After much experimentation I found that regardless of the exact values chosen for the variables (surface temperature, etc.), the change in evaporative cooling per degree of surface warming is far below the ~ 25 W/m2 of evaporative cooling shown by the TRMM data. In all cases I investigated, any combination of values that gave a total evaporative cooling of ~ 120 W/m2 also gave a change in cooling of less than ten W/m2 of additional cooling for a 1° surface temperature change.

Wind-driven short-period waves of say 1/2 metre height and 30 metre wavelength increase the ocean surface area by about 1%. But when those waves start to break, or when the storm winds blow the water off of the tree leaves and the grass, sending fine spray into the air, surface area increase from the spray droplets can be 5% or more.

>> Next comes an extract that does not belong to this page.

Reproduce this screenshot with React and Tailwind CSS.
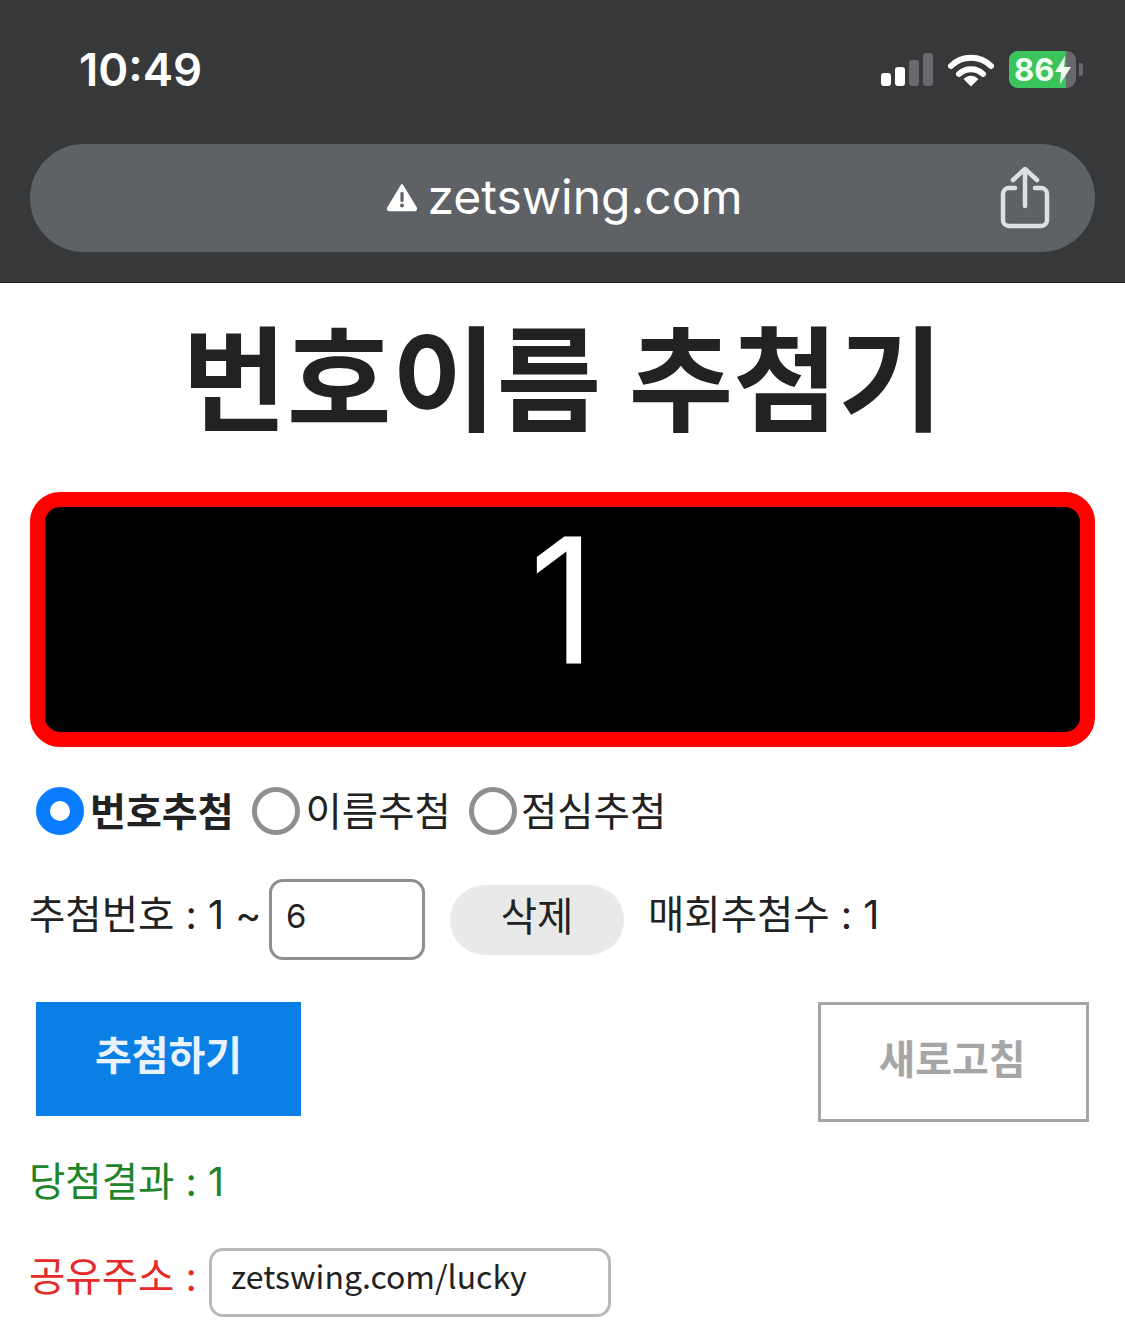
const sans = "font-['Inter','Noto_Sans_CJK_KR',sans-serif]";
const kr = "font-['Noto_Sans_CJK_KR',sans-serif]";

const Signal = () => (
  <svg width="52" height="34" viewBox="0 0 52 34">
    <rect x="0" y="20" width="10" height="13" rx="3" fill="#fff" />
    <rect x="14" y="14" width="10" height="19" rx="3" fill="#fff" />
    <rect x="28" y="7" width="10" height="26" rx="3" fill="#68696c" />
    <rect x="42" y="0" width="10" height="33" rx="3" fill="#68696c" />
  </svg>
);

const Wifi = () => (
  <svg width="46" height="34" viewBox="0 0 46 34" fill="none">
    <path d="M3 13C14 2 32 2 43 13" stroke="#fff" strokeWidth="6" strokeLinecap="round" />
    <path d="M11 21C17.5 14.5 28.5 14.5 35 21" stroke="#fff" strokeWidth="6" strokeLinecap="round" />
    <path d="M15.5 26C20 21.5 26 21.5 30.5 26L23 33.5Z" fill="#fff" />
  </svg>
);

const Battery = () => (
  <div className="flex items-center gap-[3px]">
    <div className="relative flex h-[37px] w-[67px] items-center overflow-hidden rounded-[9px] bg-[#68696c]">
      <div className="absolute inset-y-0 left-0 w-[57px] bg-[#3cc45c]" />
      <span className="relative pl-[5px] font-['Inter',sans-serif] text-[31px] leading-none font-bold text-[#f0fff2]">86</span>
      <svg className="relative" width="18" height="30" viewBox="0 0 18 30">
        <path d="M11 1 1 17h6l-1 12L17 12h-7z" fill="#f0fff2" />
      </svg>
    </div>
    <div className="h-[13px] w-[4px] rounded-r-[3px] bg-[#68696c]" />
  </div>
);

const WarnIcon = () => (
  <svg width="32" height="30" viewBox="0 0 32 30">
    <path d="M16 3 30 26a1.5 1.5 0 0 1-1.3 2.2H3.3A1.5 1.5 0 0 1 2 26Z" fill="#fff" stroke="#fff" strokeWidth="2" strokeLinejoin="round" />
    <rect x="14.4" y="10" width="3.2" height="10" rx="1.4" fill="#5e6165" />
    <circle cx="16" cy="23.6" r="2" fill="#5e6165" />
  </svg>
);

const ShareIcon = () => (
  <svg width="50" height="62" viewBox="0 0 50 62" fill="none" stroke="#dfe0e3" strokeWidth="4.5" strokeLinecap="round" strokeLinejoin="round">
    <path d="M25 39V3M13 13 25 2l12 11" />
    <path d="M15 21H9a6 6 0 0 0-6 6v26a6 6 0 0 0 6 6h32a6 6 0 0 0 6-6V27a6 6 0 0 0-6-6h-6" />
  </svg>
);

const Radio = ({ label, checked, className = "", labelClass = "ml-[6px]" }) => (
  <label className={`flex items-center ${className}`}>
    {checked ? (
      <span className="h-[48px] w-[48px] rounded-full border-[14px] border-[#0a7cff] bg-white" />
    ) : (
      <span className="h-[48px] w-[48px] rounded-full border-[5px] border-[#8f8f8f] bg-white" />
    )}
    <span className={`leading-none text-[#222] ${labelClass} ${checked ? "text-[39px] font-bold" : "pt-[3px] text-[39.5px]"}`}>{label}</span>
  </label>
);

export default function App() {
  return (
    <div className={`h-[1338px] w-[1125px] overflow-hidden bg-white ${sans}`}>
      <div className="h-[283px] border-b border-[#1f1f20] bg-[#37383a] px-[30px]">
        <div className="flex h-[144px] items-start justify-between pt-[44px] pl-[49px] pr-[12px]">
          <span className="text-[45.5px] leading-[52px] font-semibold text-white">10:49</span>
          <div className="flex items-center gap-[15px] pt-[7px]">
            <Signal />
            <Wifi />
            <Battery />
          </div>
        </div>
        <div className="relative flex h-[108px] items-center justify-center rounded-[54px] bg-[#5e6165]">
          <div className="-mt-[2px] flex items-center gap-[9px] pl-[4px]">
            <WarnIcon />
            <span className="text-[48px] leading-none text-white">zetswing.com</span>
          </div>
          <div className="absolute top-[23px] right-[45px]">
            <ShareIcon />
          </div>
        </div>
      </div>

      <div className="px-[30px]">
        <h1 className="pt-[30px] text-center text-[114px] leading-[136px] font-bold text-[#222]">번호이름 추첨기</h1>

        <div className="mt-[43px] flex h-[255px] justify-center rounded-[30px] border-[15px] border-[#ff0000] bg-black">
          <span className="text-[170px] leading-[186px] font-light text-white [-webkit-text-stroke:3px_white]">1</span>
        </div>

        <div className="mt-[40px] flex items-center gap-[20px] pl-[6px]">
          <Radio label="번호추첨" checked className="-mr-[2px]" />
          <Radio label="이름추첨" className="-mr-[2px]" />
          <Radio label="점심추첨" labelClass="ml-[4px]" />
        </div>

        <div className="mt-[44px] flex h-[81px] items-center text-[39.5px] leading-none text-[#222]">
          <span className="-ml-[1px] w-[240px] pb-[8px]">추첨번호 : 1 ~</span>
          <div className="flex h-[81px] w-[156px] items-center rounded-[14px] border-[3px] border-[#8f8f8f] pb-[6px] pl-[14px] text-[33px]">6</div>
          <button className="ml-[25px] h-[70px] w-[174px] rounded-[35px] bg-[#e9e9e9] pb-[4px] text-[39.5px] text-[#222]">삭제</button>
          <span className="ml-[24px] pb-[8px]">매회추첨수 : 1</span>
        </div>

        <div className="mt-[42px] flex items-start justify-between pr-[6px] pl-[6px]">
          <button className="h-[114px] w-[265px] bg-[#0a7fe6] pb-[6px] text-[40px] font-bold text-[#e8f3ff]">추첨하기</button>
          <button className="h-[120px] w-[271px] border-[3px] border-[#a6a6a6] bg-white pr-[3px] pb-[4px] text-[40px] font-bold text-[#a6a6a6]">새로고침</button>
        </div>

        <div className="mt-[37px] -ml-[1px] text-[39.5px] leading-[46px] text-[#1d8428]">당첨결과 : 1</div>

        <div className="mt-[43px] flex h-[69px] items-center">
          <span className="-ml-[1px] w-[180px] pb-[10px] text-[39.5px] leading-none text-[#e52a2a]">공유주소 :</span>
          <div className={`flex h-[69px] w-[402px] items-center rounded-[14px] border-[3px] border-[#b9b9b9] pb-[16px] pl-[19px] text-[32px] text-[#222] ${kr}`}>zetswing.com/lucky</div>
        </div>
      </div>
    </div>
  );
}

======================================
those figures seem low to me.
Fascinating post Willis. A very clear and persuasive description of the mechanism whereby thunderstorms extract heat from the oceans.
That said, it seems to be only half the story. I get that the heat goes into the evaporating and rising water vapor, but what happens at the other end of the pipe when the water vapor condenses back into liquid water and releases that same heat?
In order for there to be a net cooling effect on the planet, would there not have to be a mechanism whereby the heat gets released (radiated?) to space?
I am not saying there isn’t such a mechanism, but I’m curious as to what you think it is. How does it work?
I think you can get a better picture from this article.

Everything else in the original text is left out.